Perform regular maintenance. 

Oxygen sensors are exposed to harsh conditions, such as high temperatures and contaminants in the exhaust gases. While they don’t require regular maintenance like oil changes, it’s a good idea to keep them clean and ensure no loose connections. Regularly inspect the sensor wiring and connectors for any damage or corrosion.

Clean your oxygen sensors. 

If you suspect your oxygen sensor is contaminated with soot, oil, or carbon deposits, you can attempt to clean it. However, not all oxygen sensors are cleanable, and cleaning methods can vary depending on the sensor type. Consult your vehicle’s manual or contact the manufacturer for specific instructions. In some cases, it may be more practical to replace the sensor rather than cleaning it.

Perform timely sensor replacement.

Oxygen sensors have a limited lifespan, typically ranging from 30,000 to 100,000 miles (48,000 to 160,000 kilometers), although this can vary depending on the sensor type and driving conditions. As they age, their performance deteriorates, leading to inaccurate readings. If your oxygen sensor fails, make sure to replace it promptly.

Choose the right sensor.

When replacing an oxygen sensor, selecting the correct one for your vehicle is essential. Oxygen sensors come in different types, such as heated or unheated, with specific thread sizes and connector types. Refer to your vehicle’s manual or consult a trusted mechanic or parts specialist to ensure you get the right sensor for your car.

Opt for professional installation.

While replacing an oxygen sensor is generally straightforward, it may require accessing hard-to-reach areas underneath the vehicle. If you’re unfamiliar with automotive repairs, it’s recommended to have a professional mechanic perform the replacement to ensure it’s done correctly.

Exploring Different Types of Oxygen Sensors

Exploring Different Types of Oxygen Sensors

Narrowband Oxygen Sensors (NBO2)

Narrowband or zirconia sensors are the most common type found in vehicles. They consist of a ceramic element with a porous platinum coating. NBO2 sensors operate on the principle of comparing the oxygen levels in the exhaust gases to that of the ambient air. 

Narrowband sensors generate a voltage signal that toggles between rich and lean conditions, providing limited feedback to the ECU for basic air-fuel ratio adjustments.

Wideband Oxygen Sensors (WBO2)

Wideband or lambda sensors offer more advanced monitoring capabilities than narrowband sensors. They use a different sensing element, typically based on a zirconium dioxide-based ceramic or a planar oxygen pump. 

 

WBO2 sensors provide continuous and precise readings across a wide range of air-fuel ratios, enabling more accurate control and adjustment of the air-fuel mixture. They generate a voltage signal corresponding to the air-fuel ratio, allowing the ECU to make precise adjustments for optimal engine performance and emissions control.

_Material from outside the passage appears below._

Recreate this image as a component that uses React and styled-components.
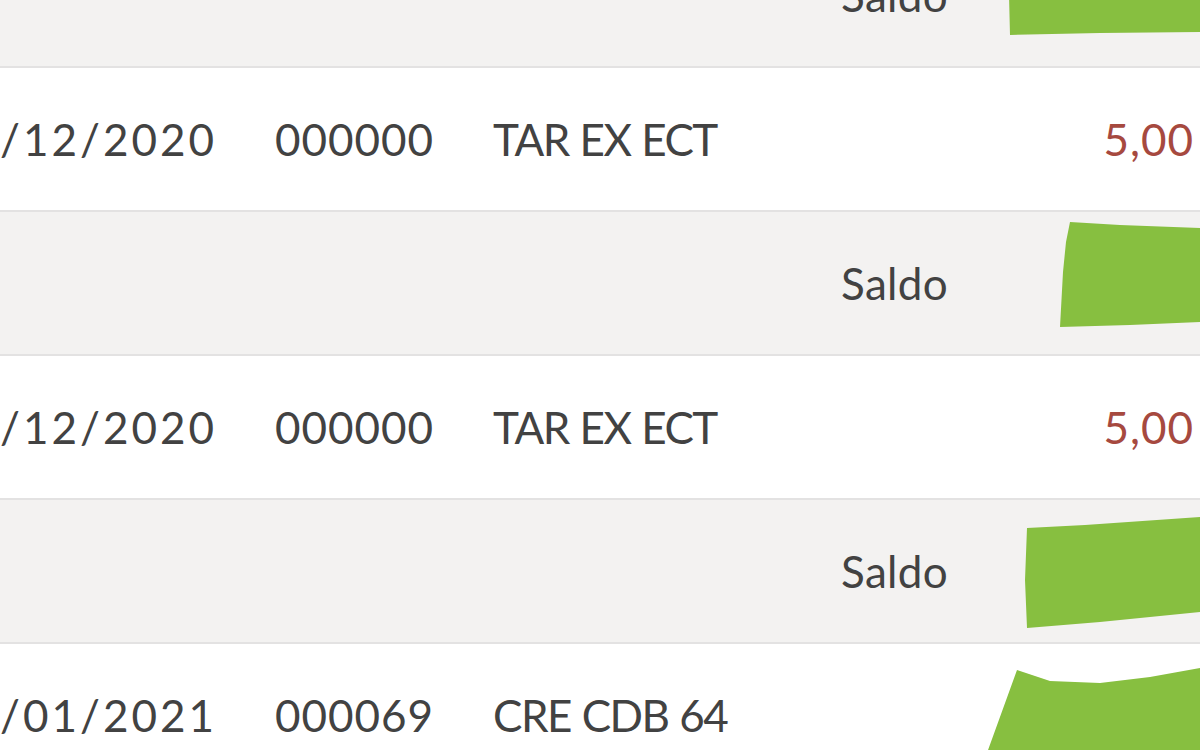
import React from "react";
import styled, { createGlobalStyle } from "styled-components";

const GlobalStyle = createGlobalStyle`
  html, body {
    margin: 0;
    padding: 0;
    background: #ffffff;
    overflow: hidden;
  }
  body {
    font-family: "Lato", "Noto Sans", sans-serif;
  }
`;

const rows = [
  { type: "saldo", mark: "1008,30 1200,30 1200,108 1100,109 1010,111" },
  { type: "entry", date: "15/12/2020", doc: "000000", desc: "TAR EX ECT", value: "5,00" },
  { type: "saldo", mark: "1070,10 1120,13 1200,16 1200,110 1130,113 1060,115 1063,60 1066,30" },
  { type: "entry", date: "16/12/2020", doc: "000000", desc: "TAR EX ECT", value: "5,00" },
  { type: "saldo", mark: "1027,28 1085,25 1200,17 1200,112 1100,122 1027,128 1025,80" },
  {
    type: "entry",
    date: "14/01/2021",
    doc: "000069",
    desc: "CRE CDB 64",
    mark: "1017,26 1050,37 1100,39 1150,33 1200,24 1200,142 975,142",
  },
];

function Scribble({ points }) {
  return (
    <Mark viewBox="0 0 1200 142" preserveAspectRatio="none">
      <polygon points={points} fill="#87bf40" />
    </Mark>
  );
}

export default function App() {
  return (
    <>
      <GlobalStyle />
      <Statement>
        {rows.map((r, i) =>
          r.type === "saldo" ? (
            <SaldoRow key={i}>
              <SaldoLabel>Saldo</SaldoLabel>
              {r.mark && <Scribble points={r.mark} />}
            </SaldoRow>
          ) : (
            <EntryRow key={i}>
              <DateCell>{r.date}</DateCell>
              <Cell>{r.doc}</Cell>
              <Desc>{r.desc}</Desc>
              <Amount>{r.value}</Amount>
              {r.mark && <Scribble points={r.mark} />}
            </EntryRow>
          )
        )}
      </Statement>
    </>
  );
}

const Statement = styled.div`
  display: flex;
  flex-direction: column;
  width: 1200px;
  height: 826px;
  overflow: hidden;
  margin-top: -76px;
`;

const Row = styled.div`
  position: relative;
  flex: 0 0 142px;
  height: 142px;
  border-bottom: 2px solid #e3e2e2;
  display: flex;
  align-items: center;
  color: #424242;
  font-size: 44px;
  overflow: hidden;
`;

const SaldoRow = styled(Row)`
  background: #f3f2f1;
  justify-content: flex-end;
  padding-right: 252px;
`;

const EntryRow = styled(Row)`
  background: #ffffff;
  display: grid;
  grid-template-columns: 275px 218px 1fr auto;
`;

const SaldoLabel = styled.span`
  letter-spacing: 0.3px;
`;

const Cell = styled.span`
  white-space: nowrap;
  letter-spacing: 1px;
`;

const DateCell = styled(Cell)`
  justify-self: end;
  padding-right: 58px;
  letter-spacing: 3px;
`;

const Desc = styled(Cell)`
  letter-spacing: -1.5px;
  word-spacing: 1px;
`;

const Amount = styled(Cell)`
  color: #a6493f;
  padding-right: 6px;
`;

const Mark = styled.svg`
  position: absolute;
  left: 0;
  top: 0;
  width: 1200px;
  height: 142px;
  pointer-events: none;
`;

Heated Oxygen Sensors (HO2S)

Both narrowband and wideband sensors can be equipped with heating elements to help them reach operating temperature quickly. Heated oxygen sensors enhance sensor responsiveness, particularly during cold starts when exhaust temperatures are lower. This allows for faster and more accurate readings, enabling the ECU to adjust the air-fuel mixture promptly.

Oxygen Sensors: Fueling Efficiency and Environmental Responsibility

Oxygen sensors may be small in size, but they play a mighty role in your engine’s performance and environmental impact. By understanding the importance of oxygen sensors, and properly maintaining them, you can unleash the full potential of your engine and contribute to a greener, more efficient driving experience. 

So, next time you hit the road, take a moment to appreciate these often-overlooked components diligently operating in the background and maintaining your engine’s vitality. And remember to take good care of them!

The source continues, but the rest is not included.